_TASK DESCRIPTION:_ Omit all images. Write out the rest of the material exactly.

_EXERCISE MATERIALS:_
● ● ● ● ● ● ●

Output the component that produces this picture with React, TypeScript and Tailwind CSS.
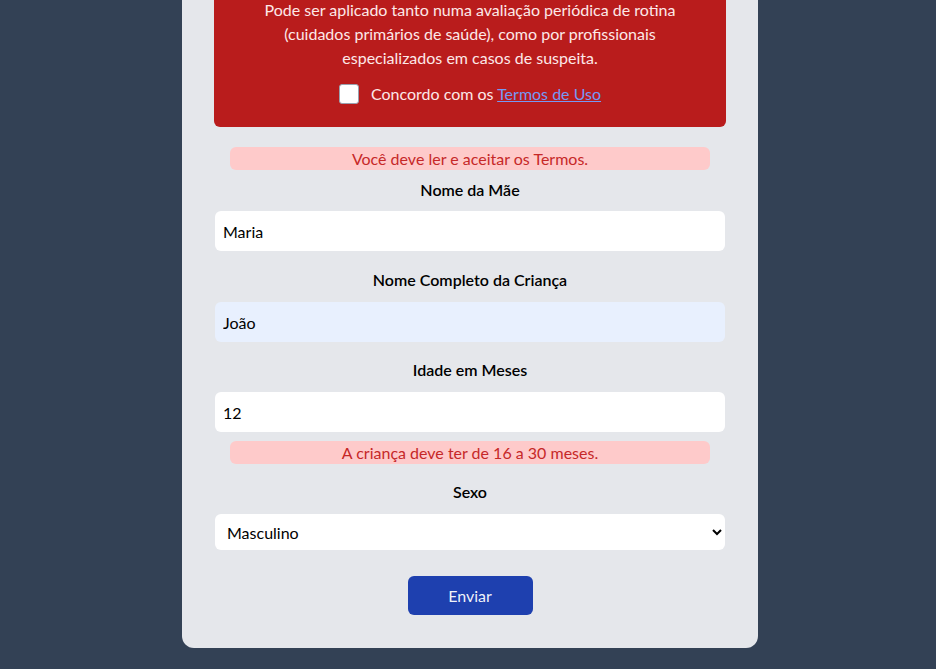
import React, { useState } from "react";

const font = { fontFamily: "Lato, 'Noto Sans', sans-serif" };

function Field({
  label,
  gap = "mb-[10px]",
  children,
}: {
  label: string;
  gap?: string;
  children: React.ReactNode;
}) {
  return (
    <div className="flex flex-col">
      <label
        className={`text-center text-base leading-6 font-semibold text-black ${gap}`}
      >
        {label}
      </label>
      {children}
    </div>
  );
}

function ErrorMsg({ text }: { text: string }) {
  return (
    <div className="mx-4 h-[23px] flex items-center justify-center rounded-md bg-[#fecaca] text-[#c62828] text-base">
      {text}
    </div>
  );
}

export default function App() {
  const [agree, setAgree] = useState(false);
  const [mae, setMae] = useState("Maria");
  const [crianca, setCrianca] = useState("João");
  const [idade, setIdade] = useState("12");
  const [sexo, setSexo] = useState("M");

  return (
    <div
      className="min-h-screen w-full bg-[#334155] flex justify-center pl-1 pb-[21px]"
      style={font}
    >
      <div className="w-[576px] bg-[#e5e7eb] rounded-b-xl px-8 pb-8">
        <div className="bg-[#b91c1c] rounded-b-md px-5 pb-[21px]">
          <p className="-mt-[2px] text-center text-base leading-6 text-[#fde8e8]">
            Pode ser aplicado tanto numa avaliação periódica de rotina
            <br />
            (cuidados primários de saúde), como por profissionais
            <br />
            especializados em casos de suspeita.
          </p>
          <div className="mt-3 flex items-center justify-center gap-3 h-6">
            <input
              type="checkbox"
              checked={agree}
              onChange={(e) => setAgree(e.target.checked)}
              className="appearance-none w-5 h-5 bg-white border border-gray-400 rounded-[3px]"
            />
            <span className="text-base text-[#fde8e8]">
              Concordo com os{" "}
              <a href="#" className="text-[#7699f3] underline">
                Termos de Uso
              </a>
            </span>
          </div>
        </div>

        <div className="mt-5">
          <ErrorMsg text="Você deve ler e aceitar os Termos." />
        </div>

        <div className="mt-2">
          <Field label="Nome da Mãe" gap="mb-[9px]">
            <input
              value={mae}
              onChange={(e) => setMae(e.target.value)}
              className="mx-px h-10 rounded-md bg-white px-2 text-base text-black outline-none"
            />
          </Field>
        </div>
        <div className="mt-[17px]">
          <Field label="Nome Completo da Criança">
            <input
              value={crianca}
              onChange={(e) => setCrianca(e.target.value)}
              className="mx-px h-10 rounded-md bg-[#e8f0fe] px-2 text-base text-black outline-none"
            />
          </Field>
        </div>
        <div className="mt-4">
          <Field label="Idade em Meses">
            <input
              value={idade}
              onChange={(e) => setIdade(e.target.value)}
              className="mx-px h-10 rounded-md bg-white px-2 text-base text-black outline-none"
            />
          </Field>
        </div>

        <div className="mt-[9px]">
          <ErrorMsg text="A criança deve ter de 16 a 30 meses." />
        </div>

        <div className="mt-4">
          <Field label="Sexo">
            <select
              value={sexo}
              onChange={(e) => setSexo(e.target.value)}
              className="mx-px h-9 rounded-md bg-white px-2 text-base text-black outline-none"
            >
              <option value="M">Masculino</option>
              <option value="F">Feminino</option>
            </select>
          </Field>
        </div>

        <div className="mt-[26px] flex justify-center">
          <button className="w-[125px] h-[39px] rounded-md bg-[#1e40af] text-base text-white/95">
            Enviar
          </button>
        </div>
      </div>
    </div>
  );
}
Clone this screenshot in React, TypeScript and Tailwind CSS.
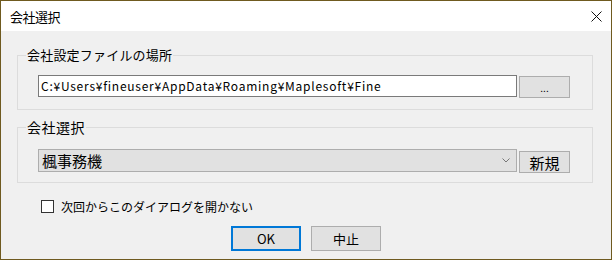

● ● ● ● ● ● ●

_ANSWER TO THIS EXERCISE:_
Output the component that produces this picture with React, TypeScript and Tailwind CSS.
import React, { useState } from "react";

const font = { fontFamily: "Lato, 'Noto Sans', sans-serif" };

function Field({
  label,
  gap = "mb-[10px]",
  children,
}: {
  label: string;
  gap?: string;
  children: React.ReactNode;
}) {
  return (
    <div className="flex flex-col">
      <label
        className={`text-center text-base leading-6 font-semibold text-black ${gap}`}
      >
        {label}
      </label>
      {children}
    </div>
  );
}

function ErrorMsg({ text }: { text: string }) {
  return (
    <div className="mx-4 h-[23px] flex items-center justify-center rounded-md bg-[#fecaca] text-[#c62828] text-base">
      {text}
    </div>
  );
}

export default function App() {
  const [agree, setAgree] = useState(false);
  const [mae, setMae] = useState("Maria");
  const [crianca, setCrianca] = useState("João");
  const [idade, setIdade] = useState("12");
  const [sexo, setSexo] = useState("M");

  return (
    <div
      className="min-h-screen w-full bg-[#334155] flex justify-center pl-1 pb-[21px]"
      style={font}
    >
      <div className="w-[576px] bg-[#e5e7eb] rounded-b-xl px-8 pb-8">
        <div className="bg-[#b91c1c] rounded-b-md px-5 pb-[21px]">
          <p className="-mt-[2px] text-center text-base leading-6 text-[#fde8e8]">
            Pode ser aplicado tanto numa avaliação periódica de rotina
            <br />
            (cuidados primários de saúde), como por profissionais
            <br />
            especializados em casos de suspeita.
          </p>
          <div className="mt-3 flex items-center justify-center gap-3 h-6">
            <input
              type="checkbox"
              checked={agree}
              onChange={(e) => setAgree(e.target.checked)}
              className="appearance-none w-5 h-5 bg-white border border-gray-400 rounded-[3px]"
            />
            <span className="text-base text-[#fde8e8]">
              Concordo com os{" "}
              <a href="#" className="text-[#7699f3] underline">
                Termos de Uso
              </a>
            </span>
          </div>
        </div>

        <div className="mt-5">
          <ErrorMsg text="Você deve ler e aceitar os Termos." />
        </div>

        <div className="mt-2">
          <Field label="Nome da Mãe" gap="mb-[9px]">
            <input
              value={mae}
              onChange={(e) => setMae(e.target.value)}
              className="mx-px h-10 rounded-md bg-white px-2 text-base text-black outline-none"
            />
          </Field>
        </div>
        <div className="mt-[17px]">
          <Field label="Nome Completo da Criança">
            <input
              value={crianca}
              onChange={(e) => setCrianca(e.target.value)}
              className="mx-px h-10 rounded-md bg-[#e8f0fe] px-2 text-base text-black outline-none"
            />
          </Field>
        </div>
        <div className="mt-4">
          <Field label="Idade em Meses">
            <input
              value={idade}
              onChange={(e) => setIdade(e.target.value)}
              className="mx-px h-10 rounded-md bg-white px-2 text-base text-black outline-none"
            />
          </Field>
        </div>

        <div className="mt-[9px]">
          <ErrorMsg text="A criança deve ter de 16 a 30 meses." />
        </div>

        <div className="mt-4">
          <Field label="Sexo">
            <select
              value={sexo}
              onChange={(e) => setSexo(e.target.value)}
              className="mx-px h-9 rounded-md bg-white px-2 text-base text-black outline-none"
            >
              <option value="M">Masculino</option>
              <option value="F">Feminino</option>
            </select>
          </Field>
        </div>

        <div className="mt-[26px] flex justify-center">
          <button className="w-[125px] h-[39px] rounded-md bg-[#1e40af] text-base text-white/95">
            Enviar
          </button>
        </div>
      </div>
    </div>
  );
}
Clone this screenshot in React, TypeScript and Tailwind CSS.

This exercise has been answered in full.